Midnight Oil” where students can start any kind of thread they wish, whether or not it has

to do with my course. They can complain about me, challenge me, or ignore me. It is up

to them. Many times within this space, I see students posting work from other classes to

get their peers’ opinions or mine for that matter.

       Because all of this new media can be accessed anywhere, anytime, as long as you

have an Internet connection, my students have expressed a whole new sense of freedom

and community they feel whenever they log-on. Students have shared that they like their

distance-learning courses, because they can get support when they need it, not just when

class meets. For them, that is a great comfort and advantage. Also when they are up late

completing assignments, they have posted a thread asking: “Who’s still up?” That way

they can set up some chats to keep each other company during the wee hours of the

morning. Having each other is an invaluable resource.

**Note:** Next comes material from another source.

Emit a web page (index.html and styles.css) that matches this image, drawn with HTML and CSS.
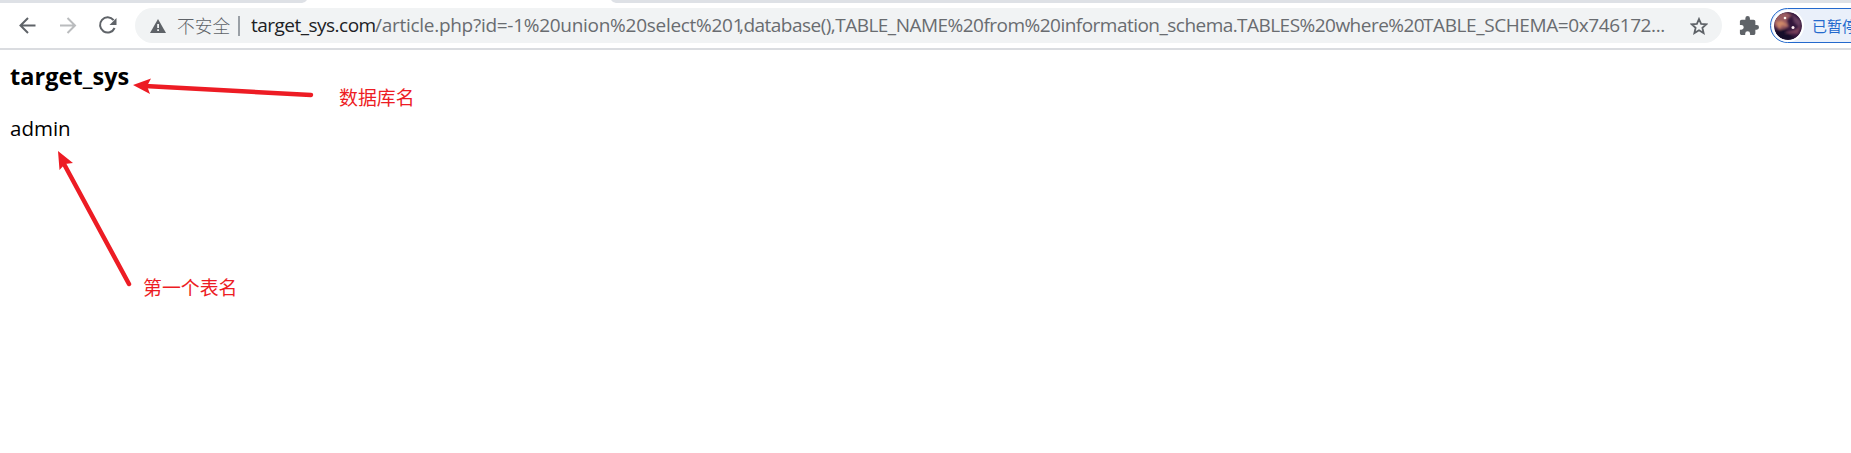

       One of the things I am most proud of is that with this new community, I saw that

race, age, gender, sexual preference, size, shape, and fashion were not an issue as you
sometimes witness in the classroom. Those who never spoke up in my traditional classes

were now extremely vocal and active in the group discussions. To see them taking

initiative in critiques as well as assisting other students with technical questions, creating

their own discussion boards for outside of class issues, becoming more self confident not

only in their abilities, but as a creative person, made me realize that all the work and

effort put into developing these courses, was more than worth it. I am looking forward to

what the future holds as I enhance these courses as new tools become available.